In the social relation of market exchange, a striving for gain comes up against
a striving for gain, desire comes up against desire, and a momentary equilibrium
is reached. This equilibrium dissolves and a new market equilibrium comes about
at another price. Such desiring and striving on the part of human beings engaged
in a social practice cannot be reduced to the workings of a manifold of
'objective' causal factors, no matter how complex. This, of course, does not
stop economic science from trying, and people get Nobel Prizes in economics for
working out theories of market behaviour.
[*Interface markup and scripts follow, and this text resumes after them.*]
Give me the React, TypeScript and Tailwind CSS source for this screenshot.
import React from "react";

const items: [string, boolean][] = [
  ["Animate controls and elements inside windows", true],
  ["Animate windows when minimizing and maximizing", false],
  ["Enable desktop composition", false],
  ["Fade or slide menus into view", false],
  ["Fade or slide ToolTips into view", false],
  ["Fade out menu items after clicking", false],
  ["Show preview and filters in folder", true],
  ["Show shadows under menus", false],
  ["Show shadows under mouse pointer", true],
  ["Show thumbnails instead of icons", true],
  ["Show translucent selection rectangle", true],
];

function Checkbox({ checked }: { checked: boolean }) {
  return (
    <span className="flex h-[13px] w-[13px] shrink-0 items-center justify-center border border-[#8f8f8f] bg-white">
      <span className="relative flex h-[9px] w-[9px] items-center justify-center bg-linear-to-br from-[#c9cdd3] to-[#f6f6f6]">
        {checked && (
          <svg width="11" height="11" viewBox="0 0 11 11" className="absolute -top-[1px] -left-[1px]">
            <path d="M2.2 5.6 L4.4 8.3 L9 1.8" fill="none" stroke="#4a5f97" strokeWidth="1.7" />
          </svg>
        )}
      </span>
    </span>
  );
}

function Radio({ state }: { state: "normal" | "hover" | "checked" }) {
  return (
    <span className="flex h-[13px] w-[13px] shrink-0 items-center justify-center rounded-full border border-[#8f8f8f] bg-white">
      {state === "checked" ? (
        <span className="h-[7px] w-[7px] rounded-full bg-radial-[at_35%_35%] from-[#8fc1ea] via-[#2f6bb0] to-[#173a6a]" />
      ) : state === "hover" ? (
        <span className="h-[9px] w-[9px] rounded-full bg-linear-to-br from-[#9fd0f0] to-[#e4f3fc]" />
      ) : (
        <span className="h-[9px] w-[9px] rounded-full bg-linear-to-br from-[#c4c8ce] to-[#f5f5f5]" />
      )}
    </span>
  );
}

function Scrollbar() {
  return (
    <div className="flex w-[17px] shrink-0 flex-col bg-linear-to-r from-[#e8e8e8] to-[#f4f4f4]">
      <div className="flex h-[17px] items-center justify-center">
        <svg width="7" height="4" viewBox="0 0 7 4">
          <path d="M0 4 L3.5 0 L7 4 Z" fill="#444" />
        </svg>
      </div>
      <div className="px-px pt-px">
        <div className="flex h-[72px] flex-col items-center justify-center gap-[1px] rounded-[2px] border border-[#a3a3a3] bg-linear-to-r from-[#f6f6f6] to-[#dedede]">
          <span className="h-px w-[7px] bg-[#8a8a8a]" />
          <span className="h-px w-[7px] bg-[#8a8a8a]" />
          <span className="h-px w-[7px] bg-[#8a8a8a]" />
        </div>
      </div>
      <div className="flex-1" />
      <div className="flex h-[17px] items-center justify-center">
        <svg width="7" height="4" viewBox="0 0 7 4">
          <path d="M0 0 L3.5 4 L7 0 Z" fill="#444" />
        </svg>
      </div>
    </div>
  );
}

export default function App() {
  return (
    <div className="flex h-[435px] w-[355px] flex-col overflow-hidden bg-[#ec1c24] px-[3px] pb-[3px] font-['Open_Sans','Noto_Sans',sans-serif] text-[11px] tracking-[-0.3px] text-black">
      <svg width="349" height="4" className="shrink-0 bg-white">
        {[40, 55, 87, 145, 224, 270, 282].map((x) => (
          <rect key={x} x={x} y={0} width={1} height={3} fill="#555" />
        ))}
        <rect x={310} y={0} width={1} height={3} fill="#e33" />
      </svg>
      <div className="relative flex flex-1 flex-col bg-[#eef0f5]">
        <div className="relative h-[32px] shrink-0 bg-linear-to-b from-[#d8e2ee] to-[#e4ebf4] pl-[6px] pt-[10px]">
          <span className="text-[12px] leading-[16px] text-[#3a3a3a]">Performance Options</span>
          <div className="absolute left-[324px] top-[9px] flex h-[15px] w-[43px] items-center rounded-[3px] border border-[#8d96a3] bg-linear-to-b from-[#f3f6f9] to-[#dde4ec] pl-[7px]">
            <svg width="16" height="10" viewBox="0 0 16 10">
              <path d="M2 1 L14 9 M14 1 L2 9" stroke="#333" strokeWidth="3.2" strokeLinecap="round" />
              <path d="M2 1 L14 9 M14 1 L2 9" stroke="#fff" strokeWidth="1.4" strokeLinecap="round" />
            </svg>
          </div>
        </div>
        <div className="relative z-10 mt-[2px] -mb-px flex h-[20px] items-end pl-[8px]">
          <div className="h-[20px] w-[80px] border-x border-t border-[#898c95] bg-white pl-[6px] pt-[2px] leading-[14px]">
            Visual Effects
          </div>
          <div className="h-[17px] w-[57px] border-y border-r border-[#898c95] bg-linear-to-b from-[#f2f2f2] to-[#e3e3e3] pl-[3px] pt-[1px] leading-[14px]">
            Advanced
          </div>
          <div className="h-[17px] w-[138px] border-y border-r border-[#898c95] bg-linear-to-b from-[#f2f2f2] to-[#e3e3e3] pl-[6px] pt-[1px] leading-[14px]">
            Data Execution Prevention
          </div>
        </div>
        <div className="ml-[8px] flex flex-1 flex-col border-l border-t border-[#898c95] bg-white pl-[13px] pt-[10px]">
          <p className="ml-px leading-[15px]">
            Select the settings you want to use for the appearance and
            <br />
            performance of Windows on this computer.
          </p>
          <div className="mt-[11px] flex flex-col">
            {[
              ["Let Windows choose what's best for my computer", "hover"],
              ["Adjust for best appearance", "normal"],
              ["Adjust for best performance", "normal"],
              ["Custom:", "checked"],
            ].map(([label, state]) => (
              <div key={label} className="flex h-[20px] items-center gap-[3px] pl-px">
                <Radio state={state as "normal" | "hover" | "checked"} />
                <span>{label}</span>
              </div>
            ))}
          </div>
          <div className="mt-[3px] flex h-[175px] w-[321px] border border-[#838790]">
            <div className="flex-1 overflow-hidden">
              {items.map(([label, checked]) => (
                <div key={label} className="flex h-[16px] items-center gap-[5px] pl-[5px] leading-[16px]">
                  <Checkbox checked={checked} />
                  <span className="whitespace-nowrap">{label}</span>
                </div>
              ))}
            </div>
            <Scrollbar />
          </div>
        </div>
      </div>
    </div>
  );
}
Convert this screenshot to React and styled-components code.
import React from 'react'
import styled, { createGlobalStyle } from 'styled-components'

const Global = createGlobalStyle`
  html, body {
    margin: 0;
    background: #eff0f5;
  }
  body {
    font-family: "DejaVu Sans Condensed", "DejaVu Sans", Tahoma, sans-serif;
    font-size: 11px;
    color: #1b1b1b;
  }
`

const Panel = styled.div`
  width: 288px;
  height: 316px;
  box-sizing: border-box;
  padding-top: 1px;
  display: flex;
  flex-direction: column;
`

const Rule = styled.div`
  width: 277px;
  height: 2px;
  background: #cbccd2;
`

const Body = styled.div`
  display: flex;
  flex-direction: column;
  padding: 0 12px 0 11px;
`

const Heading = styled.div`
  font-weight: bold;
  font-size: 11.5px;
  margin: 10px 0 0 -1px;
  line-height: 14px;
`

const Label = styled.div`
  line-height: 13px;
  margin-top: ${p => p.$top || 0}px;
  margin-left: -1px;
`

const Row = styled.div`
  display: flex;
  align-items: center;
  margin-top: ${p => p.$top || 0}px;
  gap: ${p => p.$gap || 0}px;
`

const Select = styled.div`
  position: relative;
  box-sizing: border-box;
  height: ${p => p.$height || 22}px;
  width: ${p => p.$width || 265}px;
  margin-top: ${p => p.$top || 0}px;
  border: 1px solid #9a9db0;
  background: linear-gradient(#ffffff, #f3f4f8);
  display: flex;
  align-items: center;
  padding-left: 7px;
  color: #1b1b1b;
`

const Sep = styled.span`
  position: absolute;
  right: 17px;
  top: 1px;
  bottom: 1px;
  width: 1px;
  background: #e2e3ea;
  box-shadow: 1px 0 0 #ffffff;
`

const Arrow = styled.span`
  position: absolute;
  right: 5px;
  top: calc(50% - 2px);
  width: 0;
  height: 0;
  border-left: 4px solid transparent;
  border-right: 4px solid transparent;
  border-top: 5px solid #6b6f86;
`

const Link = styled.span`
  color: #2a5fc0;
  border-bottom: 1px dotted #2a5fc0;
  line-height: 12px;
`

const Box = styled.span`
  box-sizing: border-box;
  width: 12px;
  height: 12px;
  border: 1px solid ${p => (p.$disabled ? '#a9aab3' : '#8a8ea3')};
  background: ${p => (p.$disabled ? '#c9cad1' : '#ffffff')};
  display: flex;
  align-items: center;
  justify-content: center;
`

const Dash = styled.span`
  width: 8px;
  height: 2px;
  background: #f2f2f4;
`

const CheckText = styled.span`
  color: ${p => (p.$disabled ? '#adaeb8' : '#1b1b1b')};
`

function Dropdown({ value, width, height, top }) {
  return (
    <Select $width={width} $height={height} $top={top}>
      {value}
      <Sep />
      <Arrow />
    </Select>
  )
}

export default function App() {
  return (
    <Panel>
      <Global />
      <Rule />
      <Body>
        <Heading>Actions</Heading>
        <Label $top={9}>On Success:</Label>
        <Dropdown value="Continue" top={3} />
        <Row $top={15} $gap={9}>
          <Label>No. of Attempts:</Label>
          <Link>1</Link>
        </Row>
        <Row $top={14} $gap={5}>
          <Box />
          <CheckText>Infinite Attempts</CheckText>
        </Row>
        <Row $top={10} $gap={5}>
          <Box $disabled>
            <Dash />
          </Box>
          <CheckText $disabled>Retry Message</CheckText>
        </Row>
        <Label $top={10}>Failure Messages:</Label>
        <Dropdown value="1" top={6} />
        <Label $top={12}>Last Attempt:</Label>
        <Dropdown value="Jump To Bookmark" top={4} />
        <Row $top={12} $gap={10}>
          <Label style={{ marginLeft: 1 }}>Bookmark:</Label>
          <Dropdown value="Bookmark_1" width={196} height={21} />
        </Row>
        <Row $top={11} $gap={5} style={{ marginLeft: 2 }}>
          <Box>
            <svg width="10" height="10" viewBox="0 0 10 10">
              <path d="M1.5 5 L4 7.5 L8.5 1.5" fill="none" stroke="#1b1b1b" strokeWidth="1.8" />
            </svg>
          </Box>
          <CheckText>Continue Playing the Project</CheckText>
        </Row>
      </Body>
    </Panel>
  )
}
Economics (political economy) arose as a social science with the explicit aim of
emulating Newton's laws of motion and their admirable success in getting a grasp
and a grip on natural phenomena. Adam Smith had this ambition, and Marx, for
instance, sets out to discover the "law of motion" of capitalist society. But
this was from the outset based on an ontological sleight of hand that did not
look carefully enough at the ontology of social relations.

The reason for this, in turn, lies in the nature of metaphysics itself, which
was developed from the simple everyday paradigm of _poiaesis_, and not, say, of
_allagae_ (exchange). Heidegger already points out the peculiar predominance of
the 'third person singular' in metaphysical concepts. This can only have to do
with the way the being of beings presents itself to human being in the Greek
beginning as _idea_, _eidos_, i.e. in the look of standing presence (das
Aussehen staendiger Anwesenheit). This opening of being as the being of beings
in their defined 'look' is itself groundless Ereignis, but it enables (empowers)
human understanding to gain a grasp of beings in the 'third person', i.e. as
things.

So, today, too, we still have social science (economics, psychology incl.
advertising and marketing 'technology') vying to grasp the other human being as
a thing. But this does violence to the phenomena of Mitsein.